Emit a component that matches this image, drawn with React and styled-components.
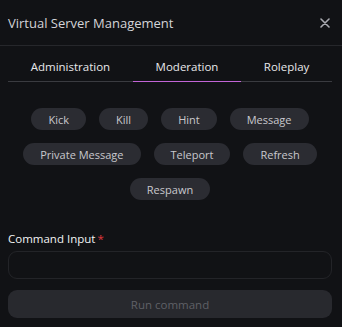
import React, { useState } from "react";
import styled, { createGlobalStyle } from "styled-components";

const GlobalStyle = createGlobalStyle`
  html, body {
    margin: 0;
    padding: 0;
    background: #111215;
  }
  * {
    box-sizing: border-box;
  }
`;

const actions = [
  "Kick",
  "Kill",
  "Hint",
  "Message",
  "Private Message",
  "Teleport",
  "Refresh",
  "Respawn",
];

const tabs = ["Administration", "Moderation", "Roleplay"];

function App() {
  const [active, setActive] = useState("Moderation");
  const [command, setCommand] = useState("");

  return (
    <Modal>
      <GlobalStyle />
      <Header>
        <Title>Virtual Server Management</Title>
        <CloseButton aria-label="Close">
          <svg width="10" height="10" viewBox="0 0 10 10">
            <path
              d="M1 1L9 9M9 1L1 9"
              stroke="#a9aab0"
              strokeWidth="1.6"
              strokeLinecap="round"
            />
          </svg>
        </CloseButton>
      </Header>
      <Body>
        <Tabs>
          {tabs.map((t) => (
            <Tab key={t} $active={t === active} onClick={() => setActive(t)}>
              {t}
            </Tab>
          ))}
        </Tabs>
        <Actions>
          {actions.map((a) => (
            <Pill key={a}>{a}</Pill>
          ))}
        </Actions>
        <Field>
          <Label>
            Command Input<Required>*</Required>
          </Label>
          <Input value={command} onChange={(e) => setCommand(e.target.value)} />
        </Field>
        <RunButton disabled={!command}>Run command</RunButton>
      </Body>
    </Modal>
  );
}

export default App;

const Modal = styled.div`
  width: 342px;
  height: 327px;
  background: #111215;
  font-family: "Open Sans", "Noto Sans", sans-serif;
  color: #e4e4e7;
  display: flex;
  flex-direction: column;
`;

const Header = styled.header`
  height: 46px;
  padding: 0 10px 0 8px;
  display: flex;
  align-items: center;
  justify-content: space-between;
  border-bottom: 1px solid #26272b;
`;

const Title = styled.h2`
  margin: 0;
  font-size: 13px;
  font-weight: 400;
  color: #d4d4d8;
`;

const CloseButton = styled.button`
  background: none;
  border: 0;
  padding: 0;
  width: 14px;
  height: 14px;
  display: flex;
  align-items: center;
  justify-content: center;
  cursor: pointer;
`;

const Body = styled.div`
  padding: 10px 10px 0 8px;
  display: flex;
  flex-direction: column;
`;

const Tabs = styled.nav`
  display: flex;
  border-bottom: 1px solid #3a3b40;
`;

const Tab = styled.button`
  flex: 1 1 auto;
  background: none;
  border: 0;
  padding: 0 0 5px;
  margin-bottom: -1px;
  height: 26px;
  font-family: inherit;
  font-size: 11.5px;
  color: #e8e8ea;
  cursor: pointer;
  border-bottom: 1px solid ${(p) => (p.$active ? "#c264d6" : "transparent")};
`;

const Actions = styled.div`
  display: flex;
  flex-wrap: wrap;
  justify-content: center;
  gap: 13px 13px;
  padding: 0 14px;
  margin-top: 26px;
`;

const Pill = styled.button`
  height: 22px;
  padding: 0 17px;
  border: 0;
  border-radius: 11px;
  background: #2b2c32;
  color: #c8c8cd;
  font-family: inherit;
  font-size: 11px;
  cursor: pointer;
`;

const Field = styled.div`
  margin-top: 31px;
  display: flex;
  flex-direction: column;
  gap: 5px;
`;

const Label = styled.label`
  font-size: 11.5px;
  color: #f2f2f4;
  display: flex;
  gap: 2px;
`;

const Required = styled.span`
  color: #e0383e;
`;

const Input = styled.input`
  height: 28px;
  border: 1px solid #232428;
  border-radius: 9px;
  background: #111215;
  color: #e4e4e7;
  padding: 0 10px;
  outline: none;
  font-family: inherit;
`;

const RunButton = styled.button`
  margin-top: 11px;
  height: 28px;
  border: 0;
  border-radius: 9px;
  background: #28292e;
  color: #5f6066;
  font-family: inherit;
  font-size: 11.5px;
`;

--

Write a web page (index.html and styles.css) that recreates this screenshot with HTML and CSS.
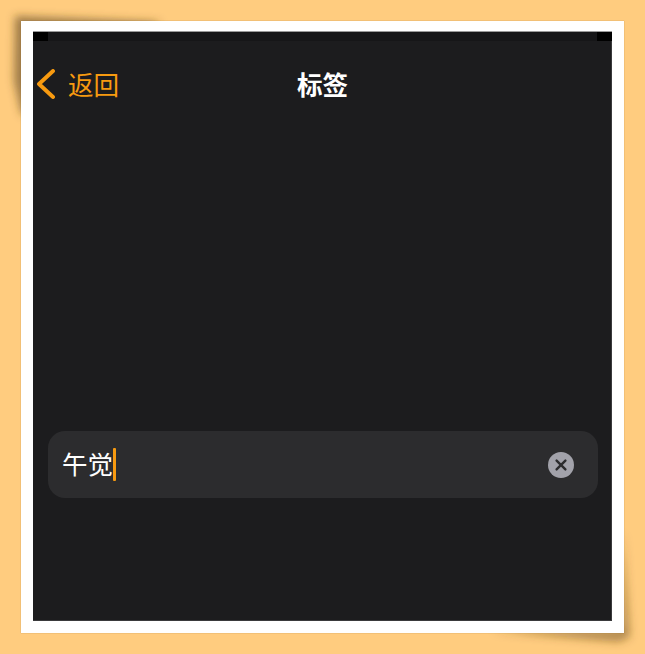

◆ What to do: From the listing above, repeat only the lines between the line containing "Emit a component" and the line containing "const [command, setCommand]", those two included. Pictures are not part of the copy.

◆ Response:
Emit a component that matches this image, drawn with React and styled-components.
import React, { useState } from "react";
import styled, { createGlobalStyle } from "styled-components";

const GlobalStyle = createGlobalStyle`
  html, body {
    margin: 0;
    padding: 0;
    background: #111215;
  }
  * {
    box-sizing: border-box;
  }
`;

const actions = [
  "Kick",
  "Kill",
  "Hint",
  "Message",
  "Private Message",
  "Teleport",
  "Refresh",
  "Respawn",
];

const tabs = ["Administration", "Moderation", "Roleplay"];

function App() {
  const [active, setActive] = useState("Moderation");
  const [command, setCommand] = useState("");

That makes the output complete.